Can a small private lending portfolio (under 25 loans) justify automation?

Yes. Compliance automation — particularly escrow tracking and notice delivery — reduces regulatory exposure regardless of portfolio size. The CA DRE’s August 2025 designation of trust fund violations as its top enforcement category means even a single-loan portfolio faces compliance risk from manual processes. Small portfolios benefit most from outsourcing to a servicer with existing automation rather than building internal systems.

What’s the biggest automation mistake private lenders make?

Automating communication and reporting before fixing data integrity at boarding. Automated systems amplify whatever data quality exists in the loan record — if the source data is wrong, automated reports, notices, and calculations all propagate the error. Loan boarding validation is the correct first automation investment, not borrower-facing communications.

How does automation affect note salability when I want to exit a loan?
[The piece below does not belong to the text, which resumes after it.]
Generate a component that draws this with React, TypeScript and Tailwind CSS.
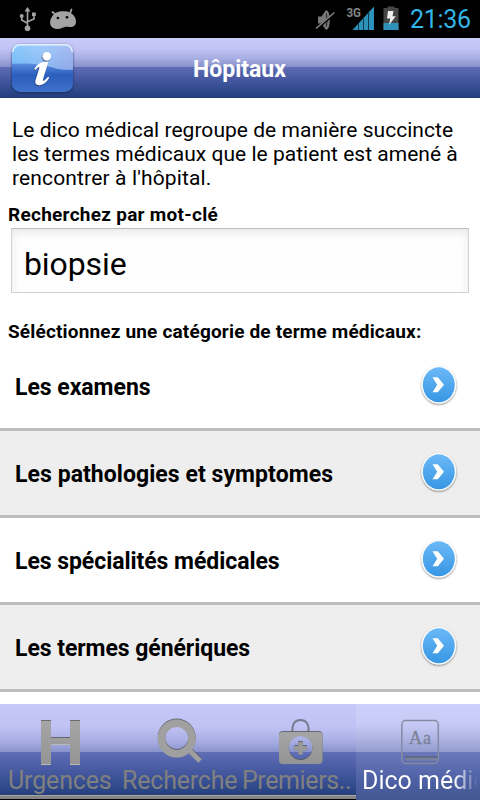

A professionally serviced, automated loan file creates a clean payment history, complete document set, and audit-ready compliance record — all of which are primary factors note buyers evaluate when pricing a purchase. Loans with fragmented manual servicing histories trade at deeper discounts or require expensive data cleanup before sale. Automation increases note liquidity by making the loan file verifiable and complete from day one.

Does automated servicing reduce delinquency rates?

Automated payment reminders and early delinquency escalation workflows reduce cure time on early-stage delinquencies. The primary mechanism is speed — automated systems contact borrowers and escalate internally within hours of a missed payment, not days or weeks. Given that MBA data puts non-performing servicing at nearly 9× the cost of performing, any reduction in the performing-to-non-performing conversion rate has a direct bottom-line impact.


This content is for informational purposes only and does not constitute legal, financial, or regulatory advice. Lending and servicing regulations vary by state. Consult a qualified attorney before structuring any loan.